We caught up with the brilliant and insightful Rachel Gardner a few weeks ago and have shared our conversation below.
Rachel , first a big thank you for taking the time to share your thoughts and insights with us today. I’m sure many of our readers will benefit from your wisdom, and one of the areas where we think your insight might be most helpful is related to imposter syndrome. Imposter syndrome is holding so many people back from reaching their true and highest potential and so we’d love to hear about your journey and how you overcame imposter syndrome.
Imposter syndrome has been an interesting topic in my life over the years, I have attempted to tackle it many ways, starting with ignoring it, moving on to fighting it, eventually learning about it and now embracing it.
Being born to a family of professional musicians I found myself around such talent that I created a story in my head early on that I could never reach those levels. I never imagined I would call myself a musician. I had my challenges right from the start. Being born with significant hearing restrictions in a musical family created a sense of otherness and not belonging at a young age. I did not readily explore the world of music for a very long time.
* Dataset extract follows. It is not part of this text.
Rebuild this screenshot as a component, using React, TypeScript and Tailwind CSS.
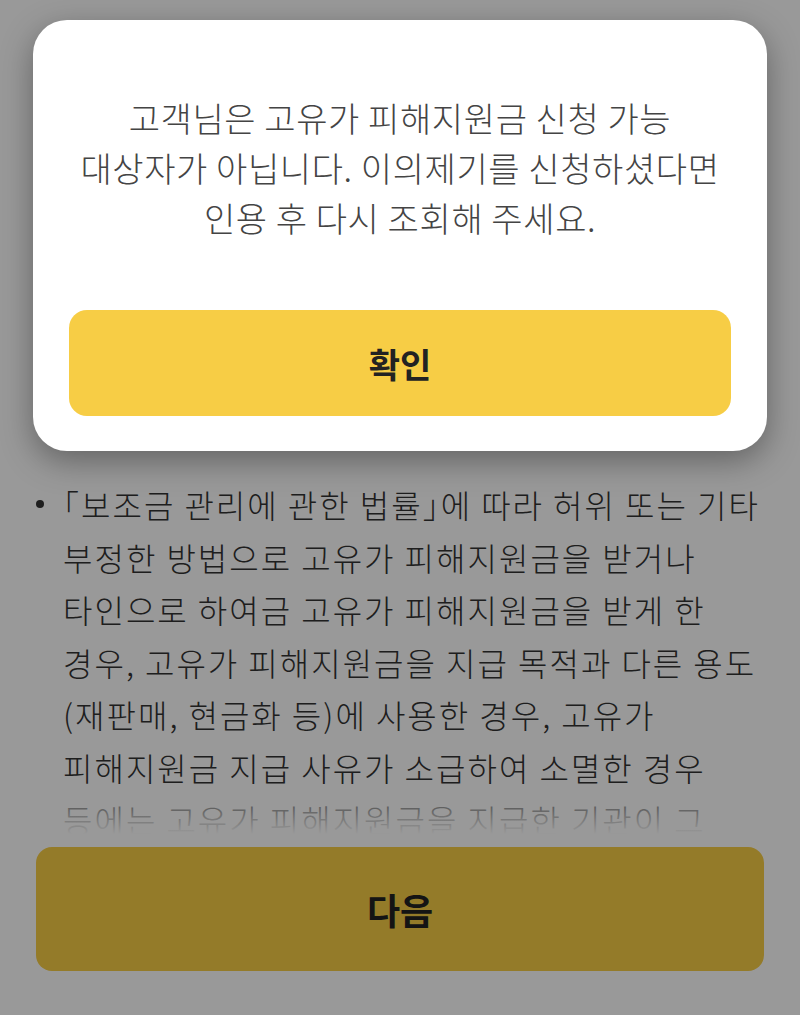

I spent my teen years going to shows and immersing myself in grunge, pop, rock, and any other music I could get my hands on. Music was an escape, and if I played the music loud enough I believed I could drown out the feeling of not fitting in or feeling like an imposter. By that point in my life I had watched the musician life enough to know it wasn’t for me; the constant gigs, the hustle, the rejection and the volatility did not interest me. I saw the most talented and creative people get beat down by the world they immersed themselves in.
I always had an appreciation for the family I was born into, even if I didn’t feel like I fit in musically. My mother instilled in me a fierce independence and a bit of rebellious attitude, and my father always encouraged me to follow my passion regardless of expectations. Their combined influences, and my own nature, led me on a meandering path of adventures that eventually led back to music.
I spent my twenties drawn to the worlds of action sports, hip hop and travel. I pushed myself to become an athlete and spent endless winters skiing and snowboarding, traveling between the Pacific Northwest and New Zealand, living a life of extremes. I was one of the few females at the time working directly in the industry and I often came across barriers to what I was trying to accomplish. I forged ahead often ignoring the creeping imposter syndrome that was about to take over.
I eventually hit my limit, I had worked endless hours proving myself, doing everything I could to show others that I deserved to be part of this world, and when it came time for me to land my dream job I was told point blank that they wouldn’t interview me because I was a female. It was that moment that I started fighting. I did everything I could to fight the imposter syndrome that was taking over. I thought if I worked twice as hard I could convince people I was worthy. I was at all the shows and the premiers and spent my days on the hills. I would learn a new trick by practicing it 1,000 times, hiking up, falling down, getting up again. But nothing I did could quiet that voice that said I didn’t belong, and nothing I did was enough to prove my way into the world I was trying to enter.
Eventually I found myself forced to make some big changes and decisions about my life when I became a mother. I left the life I had built and took a corporate job working with brands in the industry and worked my way up through the ranks. During this time I dabbled more and more in music. It started with writing some songs and playing for myself. Over time it became more and more a part of my life as a way to process my emotions and deal with stress. My family grew, life went on, and I kept dabbling. I started connecting with other musicians and eventually joined a band. I still remember the panic attacks that would come on as I would go to band practice and sit in my car waiting to walk through those doors. The inner dialogue telling me that I shouldn’t be there, I wasn’t a musician!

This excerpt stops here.